Varisco attended the Brera Academy of Fine Arts in Milan from 1956 to 1960, where she was a student of Achille Funi. In 1960 she joined Giovanni Anceschi, Davide Boriani, Gianni Colombo and Gabriele De Vecchi's kinetic art and op art Gruppo T, with whom she participated in exhibitions such as 'Arte Programmata' (Milan, 1962), 'Nouvelle tendance' (Zagreb, 1963) and the 'Miriorama' series (Milan, Genoa, Tokyo, Rome, Padua and Venice, 1960–63). Between 1961 and 1967 she worked as a graphic designer for the multinational retailer La Rinascente, the architecture and design magazine Abitare, the design company Kartell, and the Milan City Council.
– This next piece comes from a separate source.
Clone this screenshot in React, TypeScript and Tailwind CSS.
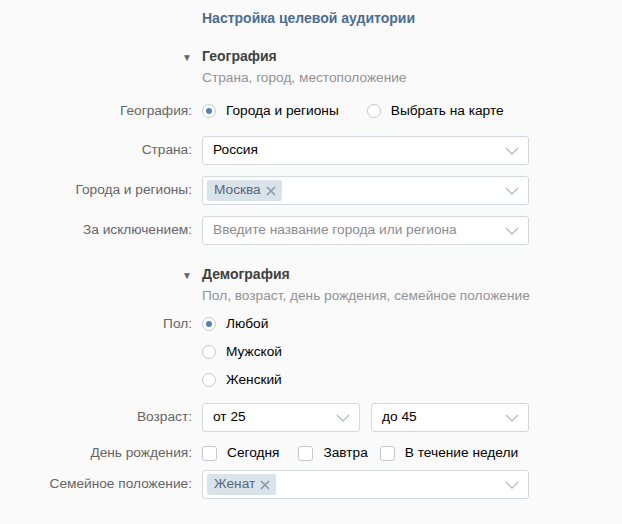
import React from 'react';

const Chevron: React.FC = () => (
    <svg width="14" height="8" viewBox="0 0 14 8" className="shrink-0">
        <path d="M1 1l6 6 6-6" fill="none" stroke="#b4bcc6" strokeWidth="1.3" />
    </svg>
);

const Radio: React.FC<{ checked?: boolean; label: string }> = ({ checked, label }) => (
    <div className="flex items-center h-[20px]">
        <span className="w-[14px] h-[14px] rounded-full border border-[#c5c8cc] bg-white flex items-center justify-center shrink-0">
            {checked && <span className="w-[6px] h-[6px] rounded-full bg-[#5181b8]" />}
        </span>
        <span className="ml-[10px] text-[#000]">{label}</span>
    </div>
);

const Check: React.FC<{ label: string }> = ({ label }) => (
    <div className="flex items-center">
        <span className="w-[15px] h-[15px] rounded-[3px] border border-[#c5c8cc] bg-white shrink-0" />
        <span className="ml-[10px] text-[#000]">{label}</span>
    </div>
);

const Select: React.FC<{ children?: React.ReactNode; className?: string }> = ({ children, className }) => (
    <div className={`h-[29px] bg-white border border-[#d3d9de] rounded-[3px] flex items-center pl-[4px] pr-[9px] ${className ?? 'w-[327px]'}`}>
        <div className="flex-1 flex items-center min-w-0">{children}</div>
        <Chevron />
    </div>
);

const Token: React.FC<{ label: string }> = ({ label }) => (
    <span className="h-[21px] flex items-center bg-[#dae2ea] rounded-[2px] pl-[7px] pr-[6px] text-[#55677d]">
        {label}
        <svg width="10" height="10" viewBox="0 0 10 10" className="ml-[5px]">
            <path d="M1 1l8 8M9 1L1 9" stroke="#8a9bb0" strokeWidth="1.7" />
        </svg>
    </span>
);

const Row: React.FC<{ label: string; children: React.ReactNode; className?: string }> = ({ label, children, className }) => (
    <div className={`flex items-center ${className ?? ''}`}>
        <div className="w-[192px] text-right text-[#656565] shrink-0 whitespace-nowrap">{label}</div>
        <div className="ml-[10px] flex items-center">{children}</div>
    </div>
);

const Section: React.FC<{ title: string; sub: string }> = ({ title, sub }) => (
    <div className="pl-[202px] relative">
        <span className="absolute left-[182px] top-[3px] text-[10px] text-[#5f6670]">▼</span>
        <div className="font-bold text-[14px] text-[#3f3f3f] leading-[18px]">{title}</div>
        <div className="text-[#939393] leading-[18px] mt-[4px]">{sub}</div>
    </div>
);

const App: React.FC = () => {
    return (
        <div className="w-[622px] h-[524px] bg-[#fafafa] text-[13.7px] overflow-hidden" style={{ fontFamily: '"Liberation Sans", Arial, sans-serif' }}>
            <div className="pl-[202px] pt-[9px] font-bold text-[14px] text-[#4a6d90] leading-[18px]">Настройка целевой аудитории</div>

            <div className="mt-[20px]">
                <Section title="География" sub="Страна, город, местоположение" />
            </div>

            <Row label="География:" className="mt-[14px] h-[20px]">
                <Radio checked label="Города и регионы" />
                <div className="ml-[28px]"><Radio label="Выбрать на карте" /></div>
            </Row>

            <Row label="Страна:" className="mt-[15px]">
                <Select><span className="pl-[6px] text-[#000]">Россия</span></Select>
            </Row>
            <Row label="Города и регионы:" className="mt-[11px]">
                <Select><Token label="Москва" /></Select>
            </Row>
            <Row label="За исключением:" className="mt-[11px]">
                <Select><span className="pl-[6px] text-[#8c8c8c]">Введите название города или региона</span></Select>
            </Row>

            <div className="mt-[20px]">
                <Section title="Демография" sub="Пол, возраст, день рождения, семейное положение" />
            </div>

            <Row label="Пол:" className="mt-[9px] h-[20px]">
                <Radio checked label="Любой" />
            </Row>
            <Row label="" className="mt-[8px] h-[20px]">
                <Radio label="Мужской" />
            </Row>
            <Row label="" className="mt-[8px] h-[20px]">
                <Radio label="Женский" />
            </Row>

            <Row label="Возраст:" className="mt-[13px]">
                <Select className="w-[158px]"><span className="pl-[6px] text-[#000]">от 25</span></Select>
                <Select className="w-[158px] ml-[11px]"><span className="pl-[6px] text-[#000]">до 45</span></Select>
            </Row>

            <Row label="День рождения:" className="mt-[12px] h-[18px]">
                <Check label="Сегодня" />
                <div className="ml-[19px]"><Check label="Завтра" /></div>
                <div className="ml-[12px]"><Check label="В течение недели" /></div>
            </Row>

            <Row label="Семейное положение:" className="mt-[8px]">
                <Select><Token label="Женат" /></Select>
            </Row>
        </div>
    );
};

export default App;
Varisco is considered one of the few female artists involved in the op art movement together with Edna Andrade, Bridget Riley and Vera Molnár. Her work has been featured in many international exhibitions, including the Venice Biennale (1964, 1986 and 2022), the Rome Quadriennale (1973), the Toyama Triennale (1990); 'Force Fields: Phases of the Kinetic’ (Museu d’Art Contemporani de Barcelona and Hayward Gallery, London, 2000); 'Beyond Geometry' (Los Angeles County Museum of Art and at the Pérez Art Museum Miami, 2004) and 'Op Art' (Schirn Kunsthalle Frankfurt, 2007).

From 1981 to 2007 she was Professor of Theory of Perception at the Brera Academy of Fine Arts.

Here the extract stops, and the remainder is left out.